What’s not so impressive are the matte lines where shots are composited together and, as you might guess, this nice new Blu Ray transfer of the film just makes that dodgy stuff all the more apparent. It’s also really easy to spot the strings holding Mothra up too so... that’s not necessarily a good thing either, to be honest. Although, having said that, I’m glad they didn’t make the heretical decision to digitally remove the strings for the Blu Ray edition.

In terms of the leading villain, I find it curious that a big, elaborate ‘death by Mothra’ scene was planned for him originally but, in the final movie, he never actually meets Mothra. Instead, he just has a ‘super villain mad moment’ towards the end and is gunned down by the authorities for his trouble. Which actually seems quite a lot bleaker, truth be told.
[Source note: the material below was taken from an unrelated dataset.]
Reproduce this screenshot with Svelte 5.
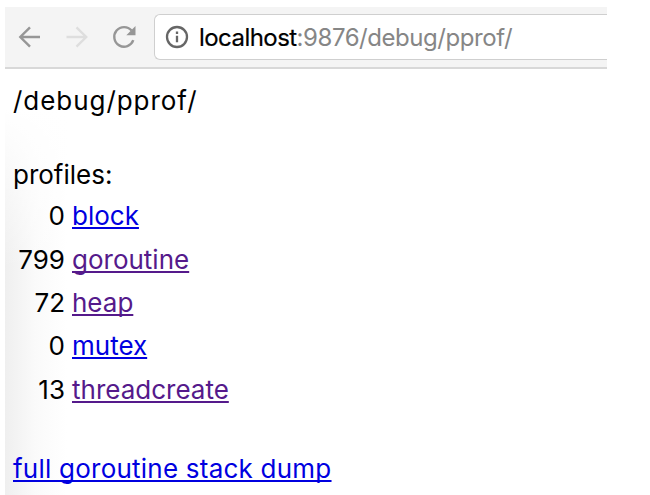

All in all, though, while it possibly drags a little for some people's tastes during the first three quarters, Mothra is a solid entry into the kaiju eiga of Japanese cinematic legacy and it’s easy to see why she was revived for the Godzilla franchise a little while later. Although, due to the way she’s pitched here, she doesn’t die at the end (instead is seen as a rescuer character), it should have made bringing her into the Godzilla franchise an easy task but my memory is kicking in and telling me that it’s not necessarily the ‘same’ Mothra in the later films because, I seem to remember she starts off in her larvae state in the first of her Godzilla appearances too?* I’ll know soon enough because it’s in the Criterion Blu Ray set I’m steadily working my way through so I’ll report back on that sometime soon. If you’re a fan of Japanese monster movies then the original 1961 version of Mothra certainly isn’t the worst of them and it’s well worth a look, especially to see how the human characters are portrayed in these things.

*My memory was faulty, it turns out. There are, in fact, three Mothras
 in that next film and it does follow on from events in this one... kinda. 

Thanks to Charlie Brigden for helping me source a Blu Ray copy of this.